Figure 6. Timing diagram for the MAX16132
While we are working in low operating voltages, one must be especially careful to avoid coupled noise problems. Noise can be coupled into PCB traces from adjacent transformers, AC lines, DC-DC switching regulators or RF circuits, or from other external sources. High-frequency noise rejection in voltage supervisory ICs can facilitate safe and reliable system operation. Figure 7 shows system noise coupled to supply voltage and Figure 8 shows the response of MAX16132 to this type of high-frequency noise. The x-axis shows the transient duration and the y-axis shows the percentage of overdrive for which the supply voltage is less than the undervoltage threshold voltage.

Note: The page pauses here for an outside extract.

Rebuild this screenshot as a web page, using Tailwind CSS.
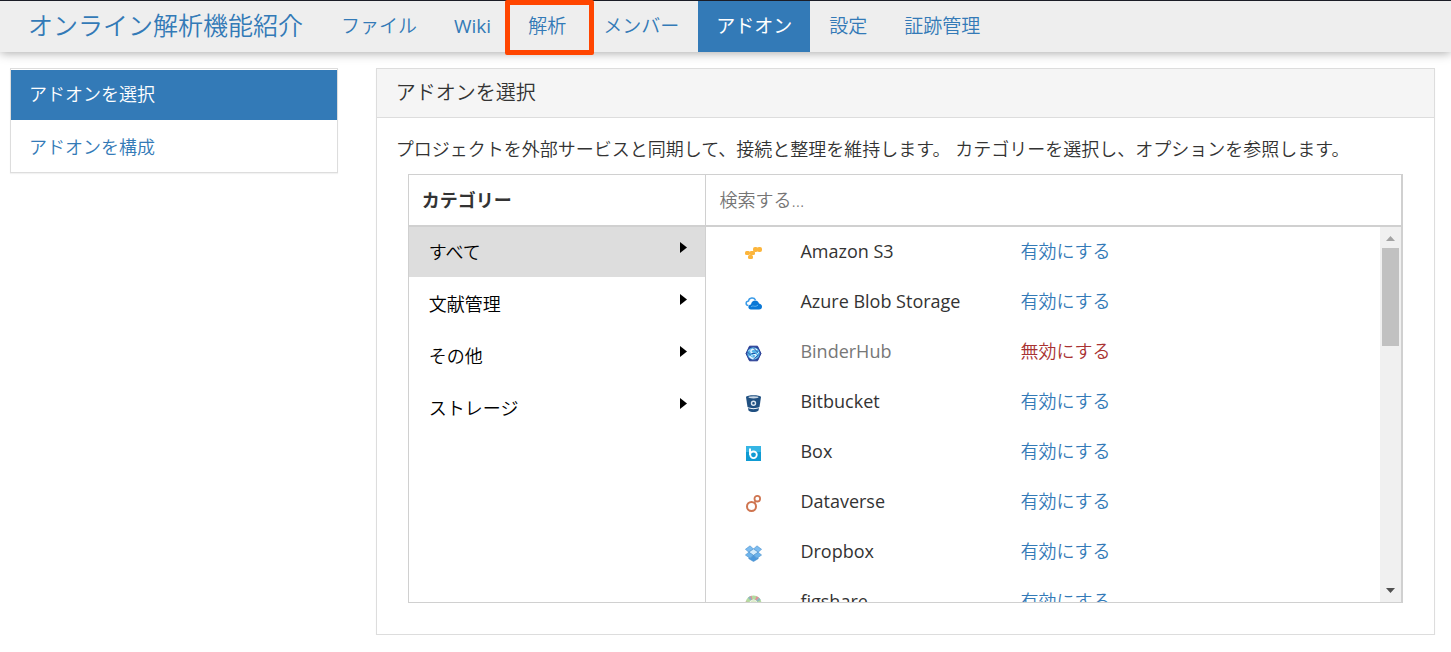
<!DOCTYPE html>
<html lang="ja">
<head>
    <meta charset="UTF-8">
    <meta name="viewport" content="width=device-width, initial-scale=1.0">
    <title>アドオンを選択</title>

    <!-- Tailwind CSS for styling -->
    <script src="https://cdn.jsdelivr.net/npm/@tailwindcss/browser@4"></script>
</head>
<body class="bg-white text-[#333] text-[18px] leading-6 font-[350] font-['Open_Sans','Noto_Sans_CJK_JP',sans-serif]">

    <!-- Project navbar -->
    <header class="relative border-t border-[#1a1c26] bg-[#eee] shadow-[0_1px_10px_rgba(0,0,0,0.35)]">
        <nav class="flex items-stretch h-[51px] text-[#337ab7] text-[19px]">
            <a href="#" class="flex items-center pl-7 pr-5 pb-[3px] text-[25px]">オンライン解析機能紹介</a>
            <div class="flex gap-px">
                <a href="#" class="flex items-center px-[18px] pb-0.5">ファイル</a>
                <a href="#" class="flex items-center px-[18px] pb-0.5 font-normal">Wiki</a>
                <a href="#" class="relative flex items-center px-[18px] pb-0.5">
                    解析
                    <span class="absolute -top-px -bottom-[3px] -left-[5px] -right-[10px] border-5 border-[#ff4500] rounded-xs"></span>
                </a>
                <a href="#" class="flex items-center px-[18px] pb-0.5">メンバー</a>
                <a href="#" class="flex items-center px-[18px] pb-0.5 bg-[#337ab7] text-white font-normal">アドオン</a>
                <a href="#" class="flex items-center px-[18px] pb-0.5">設定</a>
                <a href="#" class="flex items-center px-[18px] pb-0.5">証跡管理</a>
            </div>
        </nav>
    </header>

    <main class="grid grid-cols-[23%_1fr] gap-x-[38px] items-start pl-[10px] pr-4 pt-4">

        <!-- Sidebar -->
        <aside class="border border-[#ddd] pt-px shadow-[0_1px_1px_rgba(0,0,0,0.05)]">
            <a href="#" class="flex items-center h-[50px] px-[18px] pb-0.5 bg-[#337ab7] text-white">アドオンを選択</a>
            <a href="#" class="flex items-center h-[52px] px-[18px] pt-0.5 text-[#337ab7]">アドオンを構成</a>
        </aside>

        <!-- Add-on panel -->
        <section class="border border-[#ddd] shadow-[0_1px_1px_rgba(0,0,0,0.05)]">
            <h1 class="flex items-center h-[49px] px-[19px] bg-[#f5f5f5] border-b border-[#ddd] text-[20px]">アドオンを選択</h1>
            <div class="pt-[19px] pb-[31px] pl-[19px] pr-[31px]">
                <p>プロジェクトを外部サービスと同期して、接続と整理を維持します。 カテゴリーを選択し、オプションを参照します。</p>

                <div class="mt-[13px] ml-3 border border-r-2 border-[#d0d0d0]">
                    <div class="flex h-[52px] border-b-2 border-[#d0d0d0]">
                        <h2 class="flex items-center w-[30%] pl-[13px] font-bold border-r border-[#d0d0d0]">カテゴリー</h2>
                        <input type="text" aria-label="検索する" placeholder="検索する..." class="flex-1 px-[13px] placeholder-[#757575] focus:outline-none">
                    </div>

                    <div class="flex h-[375px]">
                        <!-- Categories -->
                        <ul class="flex flex-col gap-0.5 w-[30%] border-r border-[#d0d0d0] text-black">
                            <li>
                                <a href="#" class="flex items-center justify-between h-[50px] pl-5 pr-[18px] pb-px bg-[#ddd]">すべて
                                    <svg class="w-[7px] h-[11px] mb-2" viewBox="0 0 7 11"><path d="M0 0L7 5.5L0 11Z"/></svg>
                                </a>
                            </li>
                            <li>
                                <a href="#" class="flex items-center justify-between h-[50px] pl-5 pr-[18px] pb-px">文献管理
                                    <svg class="w-[7px] h-[11px] mb-2" viewBox="0 0 7 11"><path d="M0 0L7 5.5L0 11Z"/></svg>
                                </a>
                            </li>
                            <li>
                                <a href="#" class="flex items-center justify-between h-[50px] pl-5 pr-[18px] pb-px">その他
                                    <svg class="w-[7px] h-[11px] mb-2" viewBox="0 0 7 11"><path d="M0 0L7 5.5L0 11Z"/></svg>
                                </a>
                            </li>
                            <li>
                                <a href="#" class="flex items-center justify-between h-[50px] pl-5 pr-[18px] pb-px">ストレージ
                                    <svg class="w-[7px] h-[11px] mb-2" viewBox="0 0 7 11"><path d="M0 0L7 5.5L0 11Z"/></svg>
                                </a>
                            </li>
                        </ul>

                        <!-- Add-on list -->
                        <div class="flex-1 h-full overflow-hidden">
                            <table class="w-full">
                                <tbody>
                                    <tr class="h-[50px]">
                                        <td class="w-[94px] pl-[39px] pt-0.5">
                                            <svg class="w-[17px] h-[17px]" viewBox="0 0 17 17" fill="#fcb53b">
                                                <rect x="8" y="2" width="5" height="5" rx="2"/><rect x="12" y="2" width="5" height="5" rx="2"/>
                                                <rect x="0" y="6" width="5" height="4" rx="1.5"/><rect x="4.5" y="6" width="5.5" height="4" rx="1.5"/>
                                                <rect x="3" y="10" width="5" height="4" rx="1.5"/>
                                            </svg>
                                        </td>
                                        <th scope="row" class="w-[220px] pb-0.5 text-left font-medium">Amazon S3</th>
                                        <td class="pb-0.5"><a href="#" class="text-[#337ab7]">有効にする</a></td>
                                    </tr>
                                    <tr class="h-[50px]">
                                        <td class="pl-[39px] pt-0.5">
                                            <svg class="w-[17px] h-[17px]" viewBox="0 0 17 17">
                                                <path d="M3.5 10.5C.5 10.5 .2 6.5 3.5 6C4 2.5 9 2 10.5 5" fill="#fff" stroke="#3a9be8" stroke-width="1.5"/>
                                                <path d="M6 14.5C2.5 14.5 2.5 10 6 9.5C6.5 4.5 13 4 14 8.5C18 9 18 14.5 14 14.5Z" fill="#0a78d6"/>
                                                <path d="M6 12C8 9.5 10 13 13 10" fill="none" stroke="#5fb4f2"/>
                                            </svg>
                                        </td>
                                        <th scope="row" class="pb-0.5 text-left font-medium">Azure Blob Storage</th>
                                        <td class="pb-0.5"><a href="#" class="text-[#337ab7]">有効にする</a></td>
                                    </tr>
                                    <tr class="h-[50px]">
                                        <td class="pl-[39px] pt-0.5">
                                            <svg class="w-[17px] h-[17px]" viewBox="0 0 17 17">
                                                <path d="M4.5 1.2H12.5L16 8.5L12.5 15.8H4.5L1 8.5Z" fill="#2a3f96" stroke="#2a3f96"/>
                                                <circle cx="8.5" cy="8.5" r="6.2" fill="#55b2e6"/>
                                                <path d="M12 5C8 2.5 4.5 5.5 6.5 7.5S12.5 9 10.5 12S5.5 12.5 4.5 11" fill="none" stroke="#e4f5ff" stroke-width="1.5"/>
                                                <path d="M2.5 7L6 10.5M8.5 3L13.5 8M6.5 8.5L10.5 8.5M8.5 14L13.5 10" stroke="#2456a5" stroke-width="1"/>
                                                <path d="M3.5 6L5 4.5M12 9L14 7M6 10.5L8 11" stroke="#c4e8fa" stroke-width="1"/>
                                            </svg>
                                        </td>
                                        <th scope="row" class="pb-0.5 text-left font-medium text-[#777]">BinderHub</th>
                                        <td class="pb-0.5"><a href="#" class="text-[#a93232]">無効にする</a></td>
                                    </tr>
                                    <tr class="h-[50px]">
                                        <td class="pl-[39px] pt-0.5">
                                            <svg class="w-[17px] h-[17px]" viewBox="0 0 17 17">
                                                <path d="M1 2C2 -.3 15 -.3 16 2L14.5 12C12 13.5 5 13.5 2.5 12Z" fill="#205081"/>
                                                <path d="M3 13C6 14.5 11 14.5 14 13L13.5 15.5C11 17.5 6 17.5 3.5 15.5Z" fill="#205081"/>
                                                <ellipse cx="8.5" cy="2.3" rx="5" ry="1.1" fill="#c9d7e4"/>
                                                <circle cx="8.5" cy="8.3" r="2" fill="#205081" stroke="#dce6ef" stroke-width="1.4"/>
                                            </svg>
                                        </td>
                                        <th scope="row" class="pb-0.5 text-left font-medium">Bitbucket</th>
                                        <td class="pb-0.5"><a href="#" class="text-[#337ab7]">有効にする</a></td>
                                    </tr>
                                    <tr class="h-[50px]">
                                        <td class="pl-[39px] pt-0.5">
                                            <svg class="w-[17px] h-[17px]" viewBox="0 0 17 17">
                                                <rect x="1" y="1" width="15" height="15" fill="#0f9bd3"/>
                                                <rect x="1" y="1" width="15" height="6" fill="#35b5e4"/>
                                                <path d="M5 3.5V10" stroke="#fff" stroke-width="2"/>
                                                <circle cx="8.5" cy="9.8" r="3.3" fill="none" stroke="#fff" stroke-width="1.8"/>
                                            </svg>
                                        </td>
                                        <th scope="row" class="pb-0.5 text-left font-medium">Box</th>
                                        <td class="pb-0.5"><a href="#" class="text-[#337ab7]">有効にする</a></td>
                                    </tr>
                                    <tr class="h-[50px]">
                                        <td class="pl-[39px] pt-0.5">
                                            <svg class="w-[17px] h-[17px]" viewBox="0 0 17 17" fill="none" stroke="#cf7550">
                                                <circle cx="6.5" cy="11.5" r="4.5" stroke-width="2"/>
                                                <circle cx="12.3" cy="3.7" r="2.8" stroke-width="1.8"/>
                                                <path d="M9.3 8L10.5 6.3" stroke-width="1.6"/>
                                            </svg>
                                        </td>
                                        <th scope="row" class="pb-0.5 text-left font-medium">Dataverse</th>
                                        <td class="pb-0.5"><a href="#" class="text-[#337ab7]">有効にする</a></td>
                                    </tr>
                                    <tr class="h-[50px]">
                                        <td class="pl-[39px] pt-0.5">
                                            <svg class="w-[17px] h-[17px]" viewBox="0 0 17 17" stroke="#3f86c4" stroke-width=".5">
                                                <path d="M5 .8L8.5 4L3.8 7.2L.4 4.3Z" fill="#7cbcf0"/>
                                                <path d="M12 .8L8.5 4L13.2 7.2L16.6 4.3Z" fill="#7cbcf0"/>
                                                <path d="M8.5 4L13.2 7.2L8.5 10.4L3.8 7.2Z" fill="#d4ecfc"/>
                                                <path d="M3.8 7.2L8.5 10.4L5 13.3L.4 10Z" fill="#6db4ec"/>
                                                <path d="M13.2 7.2L8.5 10.4L12 13.3L16.6 10Z" fill="#6db4ec"/>
                                                <path d="M3.8 12.7L5 13.5L8.5 10.7L12 13.5L13.2 12.7V13.7L8.5 16.6L3.8 13.7Z" fill="#4a98dc"/>
                                            </svg>
                                        </td>
                                        <th scope="row" class="pb-0.5 text-left font-medium">Dropbox</th>
                                        <td class="pb-0.5"><a href="#" class="text-[#337ab7]">有効にする</a></td>
                                    </tr>
                                    <tr class="h-[50px]">
                                        <td class="pl-[39px] pt-0.5">
                                            <svg class="w-[17px] h-[17px]" viewBox="0 0 17 17" fill="none" stroke-width="4">
                                                <circle cx="8.5" cy="8.5" r="6" stroke="#b5dba0"/>
                                                <circle cx="8.5" cy="8.5" r="6" stroke="#e08f9b" stroke-dasharray="2 4"/>
                                                <circle cx="8.5" cy="8.5" r="6" stroke="#8fb9bd" stroke-dasharray="2 7" stroke-dashoffset="4"/>
                                                <circle cx="8.5" cy="8.5" r="2.5" stroke="#dcebc9" stroke-width="2"/>
                                            </svg>
                                        </td>
                                        <th scope="row" class="pb-0.5 text-left font-medium">figshare</th>
                                        <td class="pb-0.5"><a href="#" class="text-[#337ab7]">有効にする</a></td>
                                    </tr>
                                </tbody>
                            </table>
                        </div>

                        <!-- Scrollbar -->
                        <div class="flex flex-col items-center w-[21px] bg-[#f0f0f0]" aria-hidden="true">
                            <svg class="w-[9px] h-[21px] shrink-0" viewBox="0 0 9 21" fill="#a3a3a3"><path d="M0 14L4.5 9L9 14Z"/></svg>
                            <div class="w-[17px] h-[98px] bg-[#c1c1c1]"></div>
                            <svg class="w-[9px] h-[21px] shrink-0 mt-auto" viewBox="0 0 9 21" fill="#505050"><path d="M0 7L4.5 12L9 7Z"/></svg>
                        </div>
                    </div>
                </div>
            </div>
        </section>
    </main>

</body>
</html>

Figure 7. Noise in supply rail
Figure 8. High-frequency noise response in MAX16132
The MAX16132–MAX16135 allows designers the flexibility to choose a wide range of nominal voltage from 1V to 5V and input tolerance from ±4% to ±11% using factory-trimmed OTP options. With a combination of multiple OTP trim options available, it is important to choose the correct OTP setting to meet system requirements. This application note discussed the critical parameters associated with the MAX16132–MAX16135 supervisor family when designing a reliable system and it introduced a reasonable approach for choosing the right reset threshold and hysteresis of voltage supervisor ICs.